Seagrass meadows provide shelter:

  • The seagrass leaves provide hiding places for many animals. These are usually well camouflaged among the leaves. Let's see if we can find some of these animals?
  • Many animals also lay their eggs on seagrass leaves. Let's see if we can find some?
  • The mat of roots provide firm ground for small burrowing animals.

The food chain: These small animals are in turn eaten by bigger animals. Some of them swim in from deeper waters at high tide and we don't see them now at low tide.

Seagrasses and you

  • "Can Eat or Not?" While we can't eat seagrasses, the fruits of the Tape seagrass is edible and is eaten by native people in Australia.
  • In some places, seagrasses are made into useful objects such as rugs and even roofing.

  • Seagrasses are important nurseries for our seafood. What are YOUR favourite seafood? Let's see if we can find them here in this seagrass patch?
    • Be gentle when you look!
    • Crabs, shrimps, baby fishes find food and shelter in our seagrass meadows. When they grow up, some may move into deeper waters where they are caught by fishermen. So to get good fishing, it's important to have good seagrass meadows.

Seagrass myths to dispel

  • Seagrass meadows are NOT rubbishy. They provide shelter and food to a wide variety of animals, many of which are among our favourite seafood. These animals are part of the food chain in ecosystems nearby. They stabilise sediments and keep the water clear for coral reefs to develop nearby. And the stabilised area allows mangroves to eventually grow there. Without seagrasses, other coastal ecosystems nearby can be severely affected.
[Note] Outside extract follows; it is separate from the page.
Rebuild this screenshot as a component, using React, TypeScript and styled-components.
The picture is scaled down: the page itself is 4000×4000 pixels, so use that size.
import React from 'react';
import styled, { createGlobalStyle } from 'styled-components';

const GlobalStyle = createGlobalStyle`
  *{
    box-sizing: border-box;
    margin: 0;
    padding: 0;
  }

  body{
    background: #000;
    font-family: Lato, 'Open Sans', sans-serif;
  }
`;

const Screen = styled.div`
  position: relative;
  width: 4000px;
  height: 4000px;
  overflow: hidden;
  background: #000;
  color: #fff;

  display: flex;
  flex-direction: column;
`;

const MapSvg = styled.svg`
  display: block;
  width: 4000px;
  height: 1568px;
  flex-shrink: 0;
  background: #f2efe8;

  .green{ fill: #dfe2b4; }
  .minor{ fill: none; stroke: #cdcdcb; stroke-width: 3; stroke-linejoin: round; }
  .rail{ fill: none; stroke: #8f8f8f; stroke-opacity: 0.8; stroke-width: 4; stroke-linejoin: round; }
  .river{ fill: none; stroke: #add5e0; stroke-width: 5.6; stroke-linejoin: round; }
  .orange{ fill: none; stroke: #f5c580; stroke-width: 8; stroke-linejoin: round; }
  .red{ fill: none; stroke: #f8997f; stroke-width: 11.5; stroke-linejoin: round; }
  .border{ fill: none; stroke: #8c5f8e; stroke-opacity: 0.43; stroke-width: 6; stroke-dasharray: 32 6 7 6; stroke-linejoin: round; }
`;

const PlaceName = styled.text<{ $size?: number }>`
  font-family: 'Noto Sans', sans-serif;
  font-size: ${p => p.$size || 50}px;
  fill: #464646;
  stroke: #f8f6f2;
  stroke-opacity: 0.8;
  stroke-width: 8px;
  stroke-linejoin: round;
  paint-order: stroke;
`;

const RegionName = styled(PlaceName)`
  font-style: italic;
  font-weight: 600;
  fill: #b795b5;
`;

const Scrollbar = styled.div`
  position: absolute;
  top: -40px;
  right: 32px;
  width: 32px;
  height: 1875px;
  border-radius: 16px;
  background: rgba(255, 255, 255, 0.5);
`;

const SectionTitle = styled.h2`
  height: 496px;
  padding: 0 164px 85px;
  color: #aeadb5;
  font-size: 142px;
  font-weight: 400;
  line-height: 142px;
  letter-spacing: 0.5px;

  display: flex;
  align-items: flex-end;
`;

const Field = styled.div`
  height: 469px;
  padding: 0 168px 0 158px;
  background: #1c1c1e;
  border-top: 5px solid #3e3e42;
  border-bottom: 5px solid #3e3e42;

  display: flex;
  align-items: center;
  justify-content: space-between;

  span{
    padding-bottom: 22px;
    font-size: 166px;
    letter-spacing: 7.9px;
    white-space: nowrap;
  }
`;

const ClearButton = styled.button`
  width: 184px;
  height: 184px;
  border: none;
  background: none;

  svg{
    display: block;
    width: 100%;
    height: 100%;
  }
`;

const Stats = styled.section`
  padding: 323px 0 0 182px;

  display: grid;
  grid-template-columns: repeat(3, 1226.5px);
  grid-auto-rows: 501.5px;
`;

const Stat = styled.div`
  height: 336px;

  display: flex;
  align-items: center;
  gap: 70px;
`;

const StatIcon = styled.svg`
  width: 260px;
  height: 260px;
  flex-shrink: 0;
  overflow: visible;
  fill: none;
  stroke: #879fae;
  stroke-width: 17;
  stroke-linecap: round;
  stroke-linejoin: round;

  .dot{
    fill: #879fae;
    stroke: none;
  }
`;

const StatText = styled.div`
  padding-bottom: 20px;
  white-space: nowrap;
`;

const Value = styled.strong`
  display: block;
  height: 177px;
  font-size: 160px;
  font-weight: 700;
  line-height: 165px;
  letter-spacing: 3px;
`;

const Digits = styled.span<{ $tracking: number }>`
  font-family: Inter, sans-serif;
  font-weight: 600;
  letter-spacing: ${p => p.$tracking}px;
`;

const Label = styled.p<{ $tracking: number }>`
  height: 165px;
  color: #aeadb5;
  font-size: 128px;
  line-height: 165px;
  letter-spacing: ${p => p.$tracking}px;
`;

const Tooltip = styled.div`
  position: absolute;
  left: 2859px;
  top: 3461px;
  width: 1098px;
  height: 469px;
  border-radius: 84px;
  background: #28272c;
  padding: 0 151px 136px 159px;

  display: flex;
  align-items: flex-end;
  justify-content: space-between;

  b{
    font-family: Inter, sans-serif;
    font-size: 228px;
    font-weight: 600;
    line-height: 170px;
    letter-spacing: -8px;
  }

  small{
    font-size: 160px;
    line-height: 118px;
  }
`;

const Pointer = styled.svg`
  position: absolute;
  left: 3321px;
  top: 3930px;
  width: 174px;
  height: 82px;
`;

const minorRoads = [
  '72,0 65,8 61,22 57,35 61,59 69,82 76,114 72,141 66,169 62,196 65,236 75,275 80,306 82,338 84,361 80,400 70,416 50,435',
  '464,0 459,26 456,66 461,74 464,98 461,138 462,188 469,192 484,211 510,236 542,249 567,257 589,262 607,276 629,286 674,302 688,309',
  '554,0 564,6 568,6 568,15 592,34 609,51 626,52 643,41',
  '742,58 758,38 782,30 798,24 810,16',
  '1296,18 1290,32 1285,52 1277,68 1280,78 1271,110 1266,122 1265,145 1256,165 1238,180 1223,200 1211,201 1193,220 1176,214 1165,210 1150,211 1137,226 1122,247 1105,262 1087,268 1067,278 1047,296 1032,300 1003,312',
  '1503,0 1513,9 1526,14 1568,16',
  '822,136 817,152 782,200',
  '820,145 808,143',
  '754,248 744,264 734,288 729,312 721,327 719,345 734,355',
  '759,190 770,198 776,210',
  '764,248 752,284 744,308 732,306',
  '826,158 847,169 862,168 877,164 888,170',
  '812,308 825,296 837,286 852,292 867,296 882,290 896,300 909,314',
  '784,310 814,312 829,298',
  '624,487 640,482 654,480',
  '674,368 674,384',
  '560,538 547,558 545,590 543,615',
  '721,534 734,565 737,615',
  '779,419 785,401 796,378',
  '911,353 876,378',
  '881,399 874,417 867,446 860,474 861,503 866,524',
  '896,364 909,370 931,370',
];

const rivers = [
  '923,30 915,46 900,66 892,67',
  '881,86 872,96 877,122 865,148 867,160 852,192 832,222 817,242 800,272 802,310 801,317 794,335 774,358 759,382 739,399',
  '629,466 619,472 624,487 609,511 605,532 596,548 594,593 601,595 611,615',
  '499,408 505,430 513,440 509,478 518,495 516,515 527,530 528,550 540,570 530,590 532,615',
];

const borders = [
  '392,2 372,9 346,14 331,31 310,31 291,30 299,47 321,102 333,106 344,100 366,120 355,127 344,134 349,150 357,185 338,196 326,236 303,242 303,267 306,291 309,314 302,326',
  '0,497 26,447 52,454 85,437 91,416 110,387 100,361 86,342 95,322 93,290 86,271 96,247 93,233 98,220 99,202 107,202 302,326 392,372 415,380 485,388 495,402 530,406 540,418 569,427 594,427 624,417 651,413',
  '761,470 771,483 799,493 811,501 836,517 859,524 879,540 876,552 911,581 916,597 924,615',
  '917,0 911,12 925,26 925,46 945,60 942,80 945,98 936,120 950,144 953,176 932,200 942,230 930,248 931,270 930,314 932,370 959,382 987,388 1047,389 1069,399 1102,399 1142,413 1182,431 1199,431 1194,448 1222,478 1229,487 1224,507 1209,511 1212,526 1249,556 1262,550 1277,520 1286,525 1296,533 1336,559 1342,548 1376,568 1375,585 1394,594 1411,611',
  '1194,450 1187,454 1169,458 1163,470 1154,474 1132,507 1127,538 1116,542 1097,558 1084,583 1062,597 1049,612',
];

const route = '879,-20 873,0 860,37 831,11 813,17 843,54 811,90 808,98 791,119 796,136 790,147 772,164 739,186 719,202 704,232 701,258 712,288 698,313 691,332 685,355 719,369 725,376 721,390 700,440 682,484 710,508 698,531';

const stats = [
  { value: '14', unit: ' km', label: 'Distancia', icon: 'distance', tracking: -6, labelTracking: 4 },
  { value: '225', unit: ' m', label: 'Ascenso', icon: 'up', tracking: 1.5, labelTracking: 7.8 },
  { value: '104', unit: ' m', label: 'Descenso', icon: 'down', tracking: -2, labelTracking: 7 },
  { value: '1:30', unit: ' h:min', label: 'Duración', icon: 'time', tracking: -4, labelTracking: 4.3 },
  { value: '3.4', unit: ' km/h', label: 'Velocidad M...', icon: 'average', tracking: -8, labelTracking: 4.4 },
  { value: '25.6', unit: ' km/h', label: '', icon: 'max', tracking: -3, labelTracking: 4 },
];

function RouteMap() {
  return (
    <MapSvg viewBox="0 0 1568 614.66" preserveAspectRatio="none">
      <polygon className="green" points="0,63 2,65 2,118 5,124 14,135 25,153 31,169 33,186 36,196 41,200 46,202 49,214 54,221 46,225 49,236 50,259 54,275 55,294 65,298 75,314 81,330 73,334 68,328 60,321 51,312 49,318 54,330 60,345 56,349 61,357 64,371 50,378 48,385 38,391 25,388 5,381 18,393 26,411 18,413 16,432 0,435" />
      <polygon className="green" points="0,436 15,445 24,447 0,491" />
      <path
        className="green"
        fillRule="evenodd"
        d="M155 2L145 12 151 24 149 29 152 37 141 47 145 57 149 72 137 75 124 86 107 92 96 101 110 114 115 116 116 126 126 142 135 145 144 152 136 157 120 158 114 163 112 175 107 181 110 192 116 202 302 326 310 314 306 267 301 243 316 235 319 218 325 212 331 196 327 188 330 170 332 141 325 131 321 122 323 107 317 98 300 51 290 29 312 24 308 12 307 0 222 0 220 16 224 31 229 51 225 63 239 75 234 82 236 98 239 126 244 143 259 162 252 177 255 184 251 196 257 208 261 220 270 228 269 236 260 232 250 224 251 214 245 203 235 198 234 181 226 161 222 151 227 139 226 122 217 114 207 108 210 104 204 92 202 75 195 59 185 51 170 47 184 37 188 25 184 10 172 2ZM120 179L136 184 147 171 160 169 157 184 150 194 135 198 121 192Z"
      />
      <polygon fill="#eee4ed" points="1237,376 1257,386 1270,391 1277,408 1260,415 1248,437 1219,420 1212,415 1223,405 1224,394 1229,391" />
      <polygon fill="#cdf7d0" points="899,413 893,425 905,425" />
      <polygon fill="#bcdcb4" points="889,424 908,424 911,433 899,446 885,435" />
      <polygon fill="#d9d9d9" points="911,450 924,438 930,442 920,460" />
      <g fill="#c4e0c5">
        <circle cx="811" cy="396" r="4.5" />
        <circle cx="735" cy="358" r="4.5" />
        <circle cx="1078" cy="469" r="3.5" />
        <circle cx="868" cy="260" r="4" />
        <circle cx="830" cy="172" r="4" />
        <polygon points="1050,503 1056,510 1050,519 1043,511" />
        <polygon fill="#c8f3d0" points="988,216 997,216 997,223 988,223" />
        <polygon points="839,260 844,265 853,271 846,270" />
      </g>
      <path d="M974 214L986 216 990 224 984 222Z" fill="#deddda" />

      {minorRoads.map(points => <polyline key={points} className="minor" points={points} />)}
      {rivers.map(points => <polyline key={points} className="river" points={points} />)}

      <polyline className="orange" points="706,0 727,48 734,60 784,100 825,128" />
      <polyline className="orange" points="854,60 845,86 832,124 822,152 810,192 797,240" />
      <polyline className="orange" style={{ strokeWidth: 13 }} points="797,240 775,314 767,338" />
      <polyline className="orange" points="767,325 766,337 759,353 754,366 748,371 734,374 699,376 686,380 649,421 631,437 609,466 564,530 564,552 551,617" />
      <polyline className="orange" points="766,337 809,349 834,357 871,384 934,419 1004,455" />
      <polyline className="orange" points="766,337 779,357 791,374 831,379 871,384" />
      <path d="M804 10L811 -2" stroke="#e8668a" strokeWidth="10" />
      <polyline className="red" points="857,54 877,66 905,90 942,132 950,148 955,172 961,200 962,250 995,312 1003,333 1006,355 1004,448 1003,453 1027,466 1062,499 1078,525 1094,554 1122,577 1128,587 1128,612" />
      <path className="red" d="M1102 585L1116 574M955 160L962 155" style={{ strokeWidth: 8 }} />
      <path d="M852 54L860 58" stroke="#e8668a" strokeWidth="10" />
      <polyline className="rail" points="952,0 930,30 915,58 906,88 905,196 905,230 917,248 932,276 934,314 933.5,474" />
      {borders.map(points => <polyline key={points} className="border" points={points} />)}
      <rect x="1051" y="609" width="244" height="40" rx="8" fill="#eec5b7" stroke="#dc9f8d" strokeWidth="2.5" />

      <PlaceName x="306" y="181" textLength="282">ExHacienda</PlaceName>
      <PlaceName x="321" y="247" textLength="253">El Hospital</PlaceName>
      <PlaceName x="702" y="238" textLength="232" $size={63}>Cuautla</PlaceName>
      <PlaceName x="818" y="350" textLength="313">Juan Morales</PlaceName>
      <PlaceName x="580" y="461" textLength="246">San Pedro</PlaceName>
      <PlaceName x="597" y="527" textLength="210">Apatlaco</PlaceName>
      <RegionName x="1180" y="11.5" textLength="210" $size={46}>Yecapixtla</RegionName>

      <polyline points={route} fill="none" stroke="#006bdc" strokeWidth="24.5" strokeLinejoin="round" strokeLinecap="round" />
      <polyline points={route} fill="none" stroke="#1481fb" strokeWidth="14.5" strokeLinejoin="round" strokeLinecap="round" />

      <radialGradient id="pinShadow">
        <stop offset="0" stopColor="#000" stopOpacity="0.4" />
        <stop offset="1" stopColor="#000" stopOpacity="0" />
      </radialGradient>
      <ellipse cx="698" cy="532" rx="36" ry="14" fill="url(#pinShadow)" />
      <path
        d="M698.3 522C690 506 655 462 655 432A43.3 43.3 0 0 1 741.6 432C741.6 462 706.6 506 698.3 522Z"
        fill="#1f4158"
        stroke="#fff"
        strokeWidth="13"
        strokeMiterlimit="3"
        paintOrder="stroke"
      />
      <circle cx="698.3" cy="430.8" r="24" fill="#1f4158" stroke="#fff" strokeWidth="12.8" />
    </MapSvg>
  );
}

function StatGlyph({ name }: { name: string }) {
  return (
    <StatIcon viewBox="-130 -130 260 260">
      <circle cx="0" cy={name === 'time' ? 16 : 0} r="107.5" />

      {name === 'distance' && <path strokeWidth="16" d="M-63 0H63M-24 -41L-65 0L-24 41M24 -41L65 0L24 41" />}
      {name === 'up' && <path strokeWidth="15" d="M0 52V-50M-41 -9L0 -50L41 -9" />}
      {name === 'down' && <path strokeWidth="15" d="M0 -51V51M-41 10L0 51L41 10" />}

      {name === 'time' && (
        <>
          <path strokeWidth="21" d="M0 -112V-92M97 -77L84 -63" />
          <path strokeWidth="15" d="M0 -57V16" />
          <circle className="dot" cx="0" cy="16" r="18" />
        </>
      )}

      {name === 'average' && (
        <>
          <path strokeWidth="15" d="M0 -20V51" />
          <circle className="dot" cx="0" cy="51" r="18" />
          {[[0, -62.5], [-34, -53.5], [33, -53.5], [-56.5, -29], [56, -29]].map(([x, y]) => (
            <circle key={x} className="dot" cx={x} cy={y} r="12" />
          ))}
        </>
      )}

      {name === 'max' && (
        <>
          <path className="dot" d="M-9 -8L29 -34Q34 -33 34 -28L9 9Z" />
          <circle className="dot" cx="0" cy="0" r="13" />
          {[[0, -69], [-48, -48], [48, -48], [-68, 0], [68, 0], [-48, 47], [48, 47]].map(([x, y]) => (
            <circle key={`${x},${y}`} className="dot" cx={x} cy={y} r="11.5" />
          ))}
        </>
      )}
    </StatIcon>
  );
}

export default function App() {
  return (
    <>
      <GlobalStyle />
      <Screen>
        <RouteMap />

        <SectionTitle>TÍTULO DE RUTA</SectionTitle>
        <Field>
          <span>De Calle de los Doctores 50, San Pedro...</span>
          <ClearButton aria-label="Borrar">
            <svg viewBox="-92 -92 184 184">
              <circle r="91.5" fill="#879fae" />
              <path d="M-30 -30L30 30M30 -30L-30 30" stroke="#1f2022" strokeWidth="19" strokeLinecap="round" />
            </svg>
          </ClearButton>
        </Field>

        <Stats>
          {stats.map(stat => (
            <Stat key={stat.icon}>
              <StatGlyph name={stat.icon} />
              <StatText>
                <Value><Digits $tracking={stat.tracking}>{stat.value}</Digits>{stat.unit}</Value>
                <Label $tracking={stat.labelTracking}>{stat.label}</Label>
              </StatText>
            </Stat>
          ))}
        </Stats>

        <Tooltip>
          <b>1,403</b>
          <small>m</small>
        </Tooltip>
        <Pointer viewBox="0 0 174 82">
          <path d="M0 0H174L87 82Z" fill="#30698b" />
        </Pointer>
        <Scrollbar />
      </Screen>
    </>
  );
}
  • If we had to build a system to do all the things that seagrasses do for us for free, it would cost a lot of money. "The average value of seagrasses for their nutrient cycling services and the raw product they provide has been estimated at US$19,000 per hectare per year (1994). This value would be significantly greater if the other services of seagrasses were included." from Seagrass-Watch
Handling tips

Don't step on the seagrasses
If you HAVE to walk through a stretch of thick seagrasses, go first and carefully test the ground before putting your weight on your foot. Ask the visitors to follow in your footsteps. Tell them to keep to a single file to minimise the damage to the meadow.

Don't dig or rip!
To give visitors a closer look at seagrasses, use pieces of seagrasses that are already broken off or washed up on the shore. Don't rip up living seagrasses that are still rooted to the ground.

Be gentle: Remind visitors to be gentle when looking at seagrasses. Small animals may be hiding among them. Delicate eggs may have been laid upon them.

Don't eat seagrasses or fruits: the water they are in may be unclean.